O que significa conceber a contribuição do povo brasileiro (ou de qualquer povo subalterno e colonizado) para política no mundo, para uma cosmopolítica? Não podemos conceber nada, nossa imaginação parece estéril, afinal estamos muito longe — como sociedade e como estado — da invejável Alemanha, por exemplo. Não há saltos na escala do progresso, a China sabe bem disso.

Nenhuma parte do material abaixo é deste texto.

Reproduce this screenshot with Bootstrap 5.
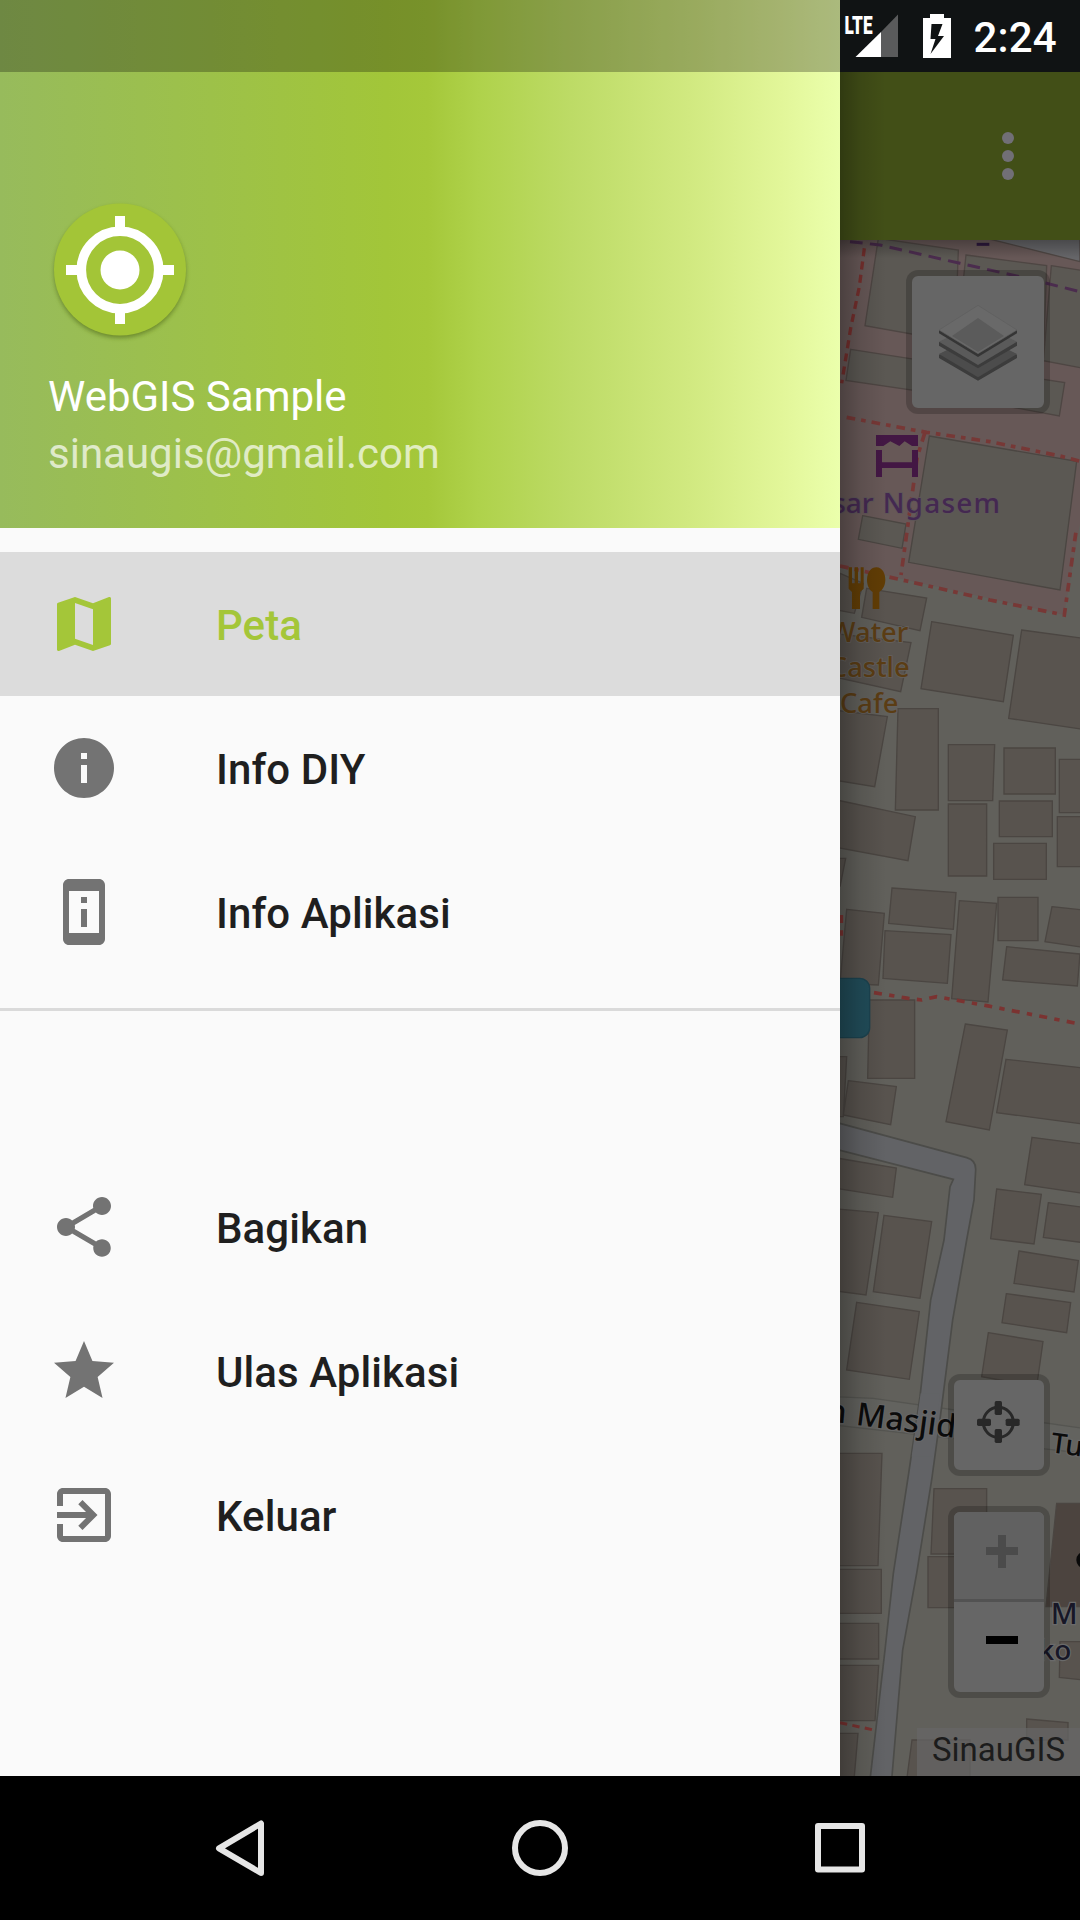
<!DOCTYPE html>
<html lang="id">
<head>
<meta charset="utf-8">
<meta name="viewport" content="width=device-width, initial-scale=1">
<title>WebGIS Sample</title>
<link href="https://cdn.jsdelivr.net/npm/bootstrap@5.3.0/dist/css/bootstrap.min.css" rel="stylesheet">
<style>
  body { font-family: Roboto, "Liberation Sans", sans-serif; background: #000; }
  .phone { width: 1080px; height: 1920px; }
  .stage { height: 1776px; }
  .statusbar { height: 72px; background: #101314; }
  .statusbar svg { width: 240px; height: 72px; }
  .toolbar-app { height: 168px; background: #424f17; }
  .toolbar-app svg { width: 144px; height: 168px; }
  .map-svg { width: 1080px; height: 1536px; }
  .drawer { width: 840px; height: 1776px; background: #fafafa; }
  .drawer-shade { left: 840px; top: 72px; width: 46px; height: 1704px;
    background: linear-gradient(90deg, rgba(0,0,0,.27), rgba(0,0,0,.1) 45%, rgba(0,0,0,0)); }
  .drawer-head { height: 528px; padding: 0 48px 46px;
    background: linear-gradient(90deg, #97bb5c 0, #a2c639 46%, #a5c83a 51%, #afd24b 57%, #bddb66 68%, #d1e980 82%, #e2f699 93%, #ebffac 100%); }
  .drawer-status { height: 72px; background: rgba(0,0,0,.27); }
  .logo-app { width: 144px; height: 144px; }
  .acct-lines { padding-top: 24px; }
  .acct { font-size: 42px; line-height: 57px; color: #fff; }
  .acct-mail { color: rgba(255,255,255,.7); }
  .menu-item { height: 144px; padding: 0 48px; gap: 96px; font-size: 42px; font-weight: 500; color: #1f1f1f; }
  .menu-item span { padding-top: 2px; letter-spacing: .08px; }
  .menu-item svg { width: 72px; height: 72px; fill: #737373; }
  .menu-item.active { background: #dcdcdc; color: #a4c639; }
  .menu-item.active svg { fill: #a4c639; }
  .menu-rule { height: 3px; margin: 24px 0 144px; background: #dadada; }
  .map-ctl { right: 30px; border: 6px solid rgba(0,0,0,.2); border-radius: 12px; background: #666; background-clip: padding-box; }
  .ctl-layers { top: 30px; width: 144px; height: 144px; }
  .ctl-locate { top: 1134px; width: 102px; height: 102px; }
  .ctl-zoom { top: 1266px; width: 102px; height: 192px; }
  .zoom-in { height: 90px; border-bottom: 3px solid #525252; background: #616161; border-radius: 6px 6px 0 0; }
  .attrib { right: 0; bottom: 0; height: 48px; padding: 0 15px; font-size: 33px; line-height: 43px; color: #1c1c1c; background: rgba(102,102,102,.7); }
  .navkeys { height: 144px; background: #000; }
</style>
</head>
<body>
<div class="phone d-flex flex-column overflow-hidden">
  <div class="stage position-relative overflow-hidden d-flex flex-column">
    <div class="statusbar d-flex justify-content-end flex-shrink-0">
      <svg viewBox="840 0 240 72">
        <text x="844.500" y="33.500" font-size="26.500" font-weight="900" fill="#fff" textLength="28" lengthAdjust="spacingAndGlyphs">LTE</text>
        <path d="M898 14.500V57h-17V32z" fill="#5a5b5c"/>
        <path d="M881 32v25h-25.500z" fill="#fff"/>
        <path fill="#fff" fill-rule="evenodd" d="M923 18h7v-4h14v4h7v40h-28zM931.500 24l-1 15h5l-5 15 13.500-18h-6l4.500-12z"/>
        <text x="973.500" y="51.700" font-size="42" font-weight="500" fill="#fff" textLength="83">2:24</text>
      </svg>
    </div>
    <div class="toolbar-app d-flex justify-content-end flex-shrink-0">
      <svg viewBox="936 72 144 168" fill="#716f76"><circle cx="1008" cy="138" r="6"/><circle cx="1008" cy="156" r="6"/><circle cx="1008" cy="174" r="6"/></svg>
    </div>
    <div class="position-relative">
      <svg class="map-svg d-block" viewBox="0 240 1080 1536">
        <defs>
          <linearGradient id="barShade" x1="0" y1="0" x2="0" y2="1"><stop offset="0" stop-opacity=".28"/><stop offset="1" stop-opacity="0"/></linearGradient>
        </defs>
        <rect y="240" width="1080" height="1536" fill="#61605b"/>
        <!-- market area -->
        <path d="M830 240H1080V524L1064 615 830 563z" fill="#675857"/>
        <g transform="translate(830 0) scale(.33333)" fill="#5b5853" stroke="#4e4643" stroke-width="4">
          <path d="M470 715L750 785V715z" fill="#666669"/>
          <path d="M145 715L385 750 375 1025 105 977z"/>
          <path d="M408 765L650 797 640 1085 380 1030z"/>
          <path d="M664 797L760 812V1105L640 1082z"/>
          <path d="M62 1048L704 1148 688 1248 380 1190 48 1141z"/>
          <g fill="none" stroke-width="7">
            <path d="M60 725L150 735 390 790 570 830 750 875" stroke="#4b2c4e" stroke-dasharray="38 22" stroke-width="9"/>
            <path d="M103 745L88 860 62 985 35 1150" stroke="#752f2d" stroke-dasharray="24 16" stroke-width="10"/>
            <path d="M440 733H478" stroke="#2d183d" stroke-width="9"/>
          </g>
        </g>
        <g transform="translate(830 400) scale(.33333)" fill="#59544f" stroke="#4b4642" stroke-width="4">
          <path d="M298 108L740 184 690 570 236 487z" fill="#5b5853"/>
          <path d="M98 347L228 372 216 445 85 418z" fill="#5b5853"/>
          <path d="M30 520L100 550 73 640 20 630z"/>
          <path d="M110 565L290 594 270 692 95 652z"/>
          <path d="M10 700L243 728 212 875 10 830z"/>
          <path d="M305 665L550 706 520 905 273 866z"/>
          <path d="M575 690L760 715V988L536 955z"/>
          <path d="M10 930L172 950 134 1160 10 1140z"/>
          <path d="M204 926H325V1230H196z"/>
          <path d="M355 1034H494L488 1202H355zM522 1044H676V1182H522zM688 1078H760V1238H688z"/>
          <g fill="none" stroke="#773836" stroke-width="11" stroke-dasharray="26 18 14 18">
            <path d="M50 52L250 90 290 97 480 125 690 168 755 185"/>
            <path d="M284 100L262 170 213 525"/>
            <path d="M30 498L230 543 480 600 703 645 740 380"/>
          </g>
          <path d="M138 105H264V138H246L224 124 208 138 181 124 160 138H138zM138 150H156V187H246V150H264V231H246V204H156V231H138z" fill="#431744" stroke="none"/>
          <path d="M56 502h10v48h8v-48h10v48h8v-48h9v64l-11 10v51H66v-51l-10-10zM139 502C158 502 166 522 166 539 166 561 154 571 148 576V627H128V576C117 569 111 555 111 539 112 515 124 502 139 502z" fill="#613d05" stroke="none"/>
          <g stroke="#64615f" stroke-width="5" paint-order="stroke" text-anchor="end" font-family="Noto Sans, Open Sans, sans-serif" font-size="84" font-weight="500">
            <g fill="#442851" stroke="#5d5659"><text x="131" y="340">Pasar</text><text x="510" y="340" textLength="352">Ngasem</text></g>
            <g fill="#5b3d14" font-size="82"><text x="235" y="725">Water</text><text x="239" y="832">Castle</text><text x="205" y="940">Cafe</text></g>
          </g>
        </g>
        <g transform="translate(830 800) scale(.33333)" fill="#58534e" stroke="#4b4642" stroke-width="4">
          <path d="M20 0L256 50 234 182 20 142zM20 175H47L30 260z"/>
          <path d="M355 12H470V228H355zM508 3H667V110H508zM491 130H649V238H491zM682 50H760V200H682z"/>
          <path d="M186 264L378 278 370 388 176 370zM165 392L363 404 352 550 159 535zM388 302L500 310 474 606 365 596z"/>
          <path d="M504 292H624V422H504zM666 320L760 330V442L645 425zM530 440L750 462 742 558 518 540z"/>
          <path d="M50 328L163 340 145 555 30 550zM118 600H254V835H113z"/>
          <path d="M406 672L532 690 478 990 348 965zM528 778L760 804V972L500 938z"/>
          <path d="M20 770H50L40 950H20zM55 842L199 860 182 974 40 945z"/>
          <path d="M606 1012L760 1032V1180L584 1154zM20 1074L199 1104 188 1192 20 1165z"/>
          <g fill="none" stroke="#7b3331" stroke-width="11" stroke-dasharray="24 22 16 22">
            <path d="M132 578L235 595 275 600 320 590 470 617 750 672"/><path d="M34 345V410"/>
          </g>
          <rect x="-60" y="535" width="179" height="178" rx="30" fill="#214d5a" stroke="#1c4350"/>
        </g>
        <g transform="translate(830 1180) scale(.33333)" fill="#58534e" stroke="#4b4642" stroke-width="4">
          <path d="M10 650L130 655 760 745V820L10 735z" fill="#63635f" stroke="#555551"/>
          <!-- lane running down from the upper left -->
          <path d="M10 -175L410 -67Q438 -60 437 -30L432 60 410 180 368 420 335 680 305 900 260 1180 218 1410 185 1800H120L165 1410 190 1180 236 880 270 650 302 360 342 180 360 20 370 -2 10 -94z" transform="translate(0 0)" fill="#626366" stroke="#4c4c49" stroke-width="5"/>
          <path d="M272 640H330L308 830H245z" fill="#626366" stroke="none"/>
          <path d="M10 86L145 98 108 345 10 332zM162 106L305 125 270 355 130 335zM80 367L268 395 238 598 50 570z"/>
          <path d="M500 27L634 43 612 192 482 176zM655 68L760 82V188L640 172zM567 213L745 242 732 336 552 310zM529 341L722 368 710 458 516 428zM475 458L639 485 620 620 455 590z"/>
          <path d="M10 820H156L144 1157H10zM10 1168H154V1300H10zM10 1330H146V1437H10zM10 1456H146L135 1622H10zM10 1660H84L72 1800H10z"/>
          <path d="M312 926H470V1122H303zM294 1130H430V1283H294z"/>
          <path d="M680 970H760V1280H648z" fill="#4c443f"/>
          <path d="M690 1385H760V1500L688 1492zM590 1617L714 1628V1680H590zM246 1680H420V1800H230z"/>
          <path d="M30 1628L140 1652" fill="none" stroke="#7b3331" stroke-width="9" stroke-dasharray="22 16"/>
          <circle cx="764" cy="1140" r="25" fill="#090909" stroke="none"/>
          <g fill="#0b0b0b" stroke="#686868" stroke-width="7" paint-order="stroke" font-family="Noto Sans, Open Sans, sans-serif" font-size="96" font-weight="500">
            <text transform="translate(76 734) rotate(7.500)">Masjid</text>
            <text transform="translate(47 730) rotate(5)" text-anchor="end">Jalan</text>
            <text transform="translate(660 817) rotate(7.500)" font-size="84">Tu</text>
            <g fill="#171727" stroke="#6a6a6a"><text x="662" y="1333" font-size="88">M</text><text x="724" y="1440" text-anchor="end" font-size="84">Toko</text></g>
          </g>
        </g>
        <rect y="240" width="1080" height="18" fill="url(#barShade)"/>
      </svg>
      <div class="map-ctl ctl-layers position-absolute">
        <svg class="d-block" width="132" height="132" viewBox="246 828 396 396">
          <path d="M327 1064l15-7 102 60 102-60 15 7v10l-117 68-117-68z" fill="#3c3c3c"/><path d="M327 1062l117-58 117 58-117 70z" fill="#4c4c4c"/>
          <path d="M327 1027l15-7 102 62 102-62 15 7v10l-117 68-117-68z" fill="#3c3c3c"/><path d="M327 1025l117-58 117 58-117 70z" fill="#5a5a5a"/>
          <path d="M327 990v10l117 71 117-71v-10z" fill="#353535"/><path d="M444 916l117 74-117 71-117-71z" fill="#696969" stroke="#5e5e5e" stroke-width="2"/><path d="M444 954l78 54-78 48-78-48z" fill="#5b5b5b"/>
        </svg>
      </div>
      <div class="map-ctl ctl-locate position-absolute">
        <svg class="d-block" width="90" height="90" viewBox="372 600 270 270" fill="#282828"><circle cx="505" cy="727" r="45" fill="none" stroke="#282828" stroke-width="9"/><rect x="494" y="663" width="22" height="42" rx="5"/><rect x="494" y="747" width="22" height="42" rx="5"/><rect x="441" y="716" width="42" height="22" rx="5"/><rect x="527" y="716" width="42" height="22" rx="5"/></svg>
      </div>
      <div class="map-ctl ctl-zoom position-absolute">
        <div class="zoom-in"><svg class="d-block" width="90" height="84" viewBox="0 0 90 84"><path d="M32 39h32M48 23v33" stroke="#4b4b4b" stroke-width="8" fill="none"/></svg></div>
        <svg class="d-block" width="90" height="90" viewBox="0 0 90 90"><path d="M32 38h32" stroke="#000" stroke-width="8"/></svg>
      </div>
      <div class="attrib position-absolute">SinauGIS</div>
    </div>

    <div class="drawer-shade position-absolute"></div>
    <nav class="drawer position-absolute top-0 start-0">
      <div class="drawer-head d-flex flex-column justify-content-end position-relative">
        <div class="drawer-status position-absolute top-0 start-0 w-100"></div>
        <svg class="logo-app" viewBox="48 200 144 144">
          <defs><filter id="soft" x="-20%" y="-20%" width="140%" height="140%"><feGaussianBlur stdDeviation="2"/></filter></defs>
          <circle cx="120" cy="272" r="66" fill="#54701c" opacity=".65" filter="url(#soft)"/>
          <circle cx="120" cy="269.500" r="66" fill="#a3c537"/>
          <circle cx="120" cy="270" r="38.700" fill="none" stroke="#fff" stroke-width="9.600"/>
          <circle cx="120" cy="270" r="19.500" fill="#fff"/>
          <path d="M120 216v14M120 310v14M66 270h14M160 270h14" stroke="#fff" stroke-width="10"/>
        </svg>
        <div class="acct-lines"><div class="acct">WebGIS Sample</div><div class="acct acct-mail">sinaugis@gmail.com</div></div>
      </div>
      <div class="pt-4">
        <a class="menu-item active d-flex align-items-center text-decoration-none"><svg viewBox="0 0 24 24"><path d="M20.500 3l-.16.03L15 5.100 9 3 3.360 4.900c-.21.07-.36.25-.36.48V20.500c0 .28.22.5.5.5l.16-.03L9 18.900l6 2.100 5.640-1.900c.21-.07.36-.25.36-.48V3.500c0-.28-.22-.5-.5-.5zM15 19l-6-2.110V5l6 2.110V19z"/></svg><span>Peta</span></a>
        <a class="menu-item d-flex align-items-center text-decoration-none"><svg viewBox="0 0 24 24"><path d="M12 2C6.480 2 2 6.480 2 12s4.480 10 10 10 10-4.480 10-10S17.520 2 12 2zm1 15h-2v-6h2v6zm0-8h-2V7h2v2z"/></svg><span>Info DIY</span></a>
        <a class="menu-item d-flex align-items-center text-decoration-none"><svg viewBox="0 0 24 24"><path d="M13 7h-2v2h2V7zm0 4h-2v6h2v-6zm4-9.990L7 1c-1.100 0-2 .9-2 2v18c0 1.100.9 2 2 2h10c1.100 0 2-.9 2-2V3c0-1.100-.9-1.990-2-1.990zM17 19H7V5h10v14z"/></svg><span>Info Aplikasi</span></a>
      </div>
      <div class="menu-rule"></div>
      <a class="menu-item d-flex align-items-center text-decoration-none"><svg viewBox="0 0 24 24"><path d="M18 16.080c-.76 0-1.440.3-1.960.77L8.910 12.700c.05-.23.09-.46.09-.7s-.04-.47-.09-.7l7.050-4.110c.54.5 1.250.81 2.040.81 1.660 0 3-1.340 3-3s-1.340-3-3-3-3 1.340-3 3c0 .24.04.47.09.7L8.040 9.810C7.500 9.310 6.790 9 6 9c-1.660 0-3 1.340-3 3s1.340 3 3 3c.79 0 1.500-.31 2.040-.81l7.120 4.160c-.05.21-.08.43-.08.65 0 1.610 1.310 2.920 2.920 2.920s2.920-1.310 2.920-2.920-1.310-2.920-2.920-2.920z"/></svg><span>Bagikan</span></a>
      <a class="menu-item d-flex align-items-center text-decoration-none"><svg viewBox="0 0 24 24"><path d="M12 17.270L18.180 21l-1.640-7.030L22 9.240l-7.190-.61L12 2 9.190 8.630 2 9.240l5.460 4.730L5.820 21z"/></svg><span>Ulas Aplikasi</span></a>
      <a class="menu-item d-flex align-items-center text-decoration-none"><svg viewBox="0 0 24 24"><path d="M10.090 15.590L11.500 17l5-5-5-5-1.410 1.410L12.670 11H3v2h9.670l-2.580 2.590zM19 3H5c-1.110 0-2 .9-2 2v4h2V5h14v14H5v-4H3v4c0 1.100.89 2 2 2h14c1.100 0 2-.9 2-2V5c0-1.100-.9-2-2-2z"/></svg><span>Keluar</span></a>
    </nav>
  </div>

  <div class="navkeys flex-shrink-0">
    <svg class="d-block" width="1080" height="144" viewBox="0 1776 1080 144" fill="none" stroke="#e6e6e6" stroke-width="6" stroke-linejoin="round">
      <path d="M261 1823.500V1873L219 1848.300z"/><circle cx="540" cy="1848" r="25"/><rect x="818" y="1826" width="44" height="43.500"/>
    </svg>
  </div>
</div>
<script src="https://cdn.jsdelivr.net/npm/bootstrap@5.3.0/dist/js/bootstrap.bundle.min.js"></script>
</body>
</html>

Só abandonando a ideia de progresso podemos aprender com aqueles que não são ainda plenamente civilizados, com os primitivos, ou com os animais, com os que tem para nos ensinar lições sobre os limites da complexidade e o valor do simples. Não há nada mais importante que aprender o valor do simples para quem não deseja o prospecto de viver em Marte.

Pior do que o medo

Quando não sentimos que podemos forjar nossas próprias ferramentas simbólicas para lidar com o mundo sem nos sentir sozinhos (ou loucos), sem nos afastar dos outros, nós nos apegamos às tradições e ao conservadorismo, nos apegamos às regras e ao modo de lidar com o mundo que recebemos quando somos crianças, sem questioná-los. (Nos transformamos em defensores da estabilidade.) Não questionamos essas regras para nos manter confortáveis, para evitar conflitos, — não porque não conseguimos formular críticas! Nós temos poder e capacidade para questioná-las, mas não temos coragem, temos medo. E é pra ter medo! Mas pior do que o medo da loucura e da solidão é a perspectiva de passar toda a vida dentro de uma mesma pele, sem nunca ser capaz de (ousar) mudá-la.

Sobre os eruditos

O erudito é um sujeito apegado ao quantitativo. Quanto mais melhor! E a complexidade que esse acúmulo quantitativo instaura na cabeça do erudito — especialmente se o que se acumula é variado e plural — é inapreensível por outros indivíduos. Isso significa duas coisas: 1) que todo julgamento sobre o pensamento alheio é necessária e inescapavelmente injusto e 2) que facilmente se pode esconder falsidades e coisas mortas sob o véu de um bem recortado painel de autoridades e citações.

Há muitos vazios desonestamente camuflados desse modo. A erudição costuma abrigar pessoas desonestas, com os outros e consigo mesmas.